> [Aim]
Show all lines of the listing that hold the word "table".

> [Data lines]

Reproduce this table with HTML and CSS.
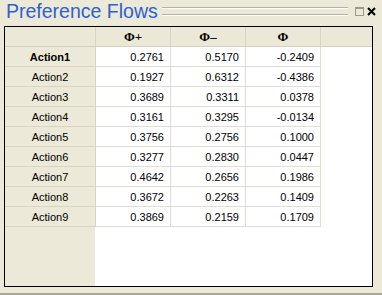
FILE: index.html
```html
<!DOCTYPE html>
<html>
<head>
    <meta charset="utf-8">
    <title>Preference Flows</title>
    <link rel="stylesheet" href="styles.css">
</head>
<body>
    <div class="window">
        <div class="titlebar">
            <span class="title">Preference Flows</span>
            <span class="rule"></span>
            <span class="win-btn">
                <svg width="9" height="9" viewBox="0 0 9 9"><rect x="0.5" y="0.5" width="8" height="8" fill="none" stroke="#9c9a8c"/><rect x="1" y="1" width="7" height="1" fill="#9c9a8c"/></svg>
            </span>
            <span class="win-btn">
                <svg width="9" height="9" viewBox="0 0 9 9"><path d="M1 1 L8 8 M8 1 L1 8" stroke="#000" stroke-width="2"/></svg>
            </span>
        </div>

        <div class="pane">
            <table class="flows">
                <thead>
                    <tr>
                        <th class="corner"></th>
                        <th>&Phi;+</th>
                        <th>&Phi;&ndash;</th>
                        <th>&Phi;</th>
                        <th class="filler"></th>
                    </tr>
                </thead>
                <tbody>
                    <tr class="selected"><th>Action1</th><td>0.2761</td><td>0.5170</td><td>-0.2409</td><td class="filler"></td></tr>
                    <tr><th>Action2</th><td>0.1927</td><td>0.6312</td><td>-0.4386</td><td class="filler"></td></tr>
                    <tr><th>Action3</th><td>0.3689</td><td>0.3311</td><td>0.0378</td><td class="filler"></td></tr>
                    <tr><th>Action4</th><td>0.3161</td><td>0.3295</td><td>-0.0134</td><td class="filler"></td></tr>
                    <tr><th>Action5</th><td>0.3756</td><td>0.2756</td><td>0.1000</td><td class="filler"></td></tr>
                    <tr><th>Action6</th><td>0.3277</td><td>0.2830</td><td>0.0447</td><td class="filler"></td></tr>
                    <tr><th>Action7</th><td>0.4642</td><td>0.2656</td><td>0.1986</td><td class="filler"></td></tr>
                    <tr><th>Action8</th><td>0.3672</td><td>0.2263</td><td>0.1409</td><td class="filler"></td></tr>
                    <tr><th>Action9</th><td>0.3869</td><td>0.2159</td><td>0.1709</td><td class="filler"></td></tr>
                </tbody>
            </table>
        </div>
    </div>
</body>
</html>
```

FILE: styles.css
```css
body {
    margin: 0;
    background-color: #ece9d8;
    font-family: "Liberation Sans", Arial, sans-serif;
    font-size: 11px;
}
.window {
    height: 295px;
    box-sizing: border-box;
    border-bottom: 2px solid #aca899;
}
.titlebar {
    display: flex;
    align-items: center;
    height: 26px;
    padding: 0 6px 0 6px;
    box-sizing: border-box;
}
.title {
    color: #2d62cb;
    font-size: 19.5px;
    line-height: 20px;
    margin-top: -5px;
    white-space: nowrap;
}
.rule {
    flex: 1;
    height: 6px;
    margin: -4px 4px 0 4px;
    border-top: 1px solid #b5b2a3;
    border-bottom: 1px solid #b5b2a3;
    box-shadow: 0 1px 0 #fff, inset 0 1px 0 #fff;
}
.win-btn {
    width: 10px;
    height: 10px;
    margin-top: -4px;
    margin-left: 2px;
    display: flex;
    align-items: center;
    justify-content: center;
}
.pane {
    margin-left: 4px;
    width: 369px;
    height: 261px;
    box-sizing: border-box;
    border: 1px solid #000;
    background: linear-gradient(to right, #ece9d8 90px, #fff 90px);
    overflow: hidden;
}
.flows {
    width: 100%;
    border-collapse: separate;
    border-spacing: 0;
    table-layout: fixed;
}
.flows th, .flows td {
    height: 19px;
    padding: 0 6px;
    border-right: 1px solid #e0ded4;
    border-bottom: 1px solid #e0ded4;
    white-space: nowrap;
    font-size: 11px;
}
.flows thead th {
    background: #ebe8d8;
    color: #000;
    font-family: "Liberation Serif", "Times New Roman", serif;
    font-size: 13px;
    font-weight: bold;
    text-align: center;
    border-right: 1px solid #d8d5c6;
    border-bottom: 1px solid #d2cfbf;
    width: 62px;
}
.flows thead th.corner {
    width: 78px;
}
.flows thead th.filler {
    width: auto;
    border-right: none;
}
.flows tbody th {
    background: #ece9d8;
    font-weight: normal;
    color: #000;
    text-align: center;
    border-right: 1px solid #d8d5c6;
    border-bottom: 1px solid #d8d5c6;
}
.flows tbody tr.selected th {
    font-weight: bold;
}
.flows td {
    text-align: right;
    color: #000;
    background: #fff;
}
.flows td.filler {
    border: none;
}
```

> [Expected answer]
Reproduce this table with HTML and CSS.
            <table class="flows">
            </table>
    table-layout: fixed;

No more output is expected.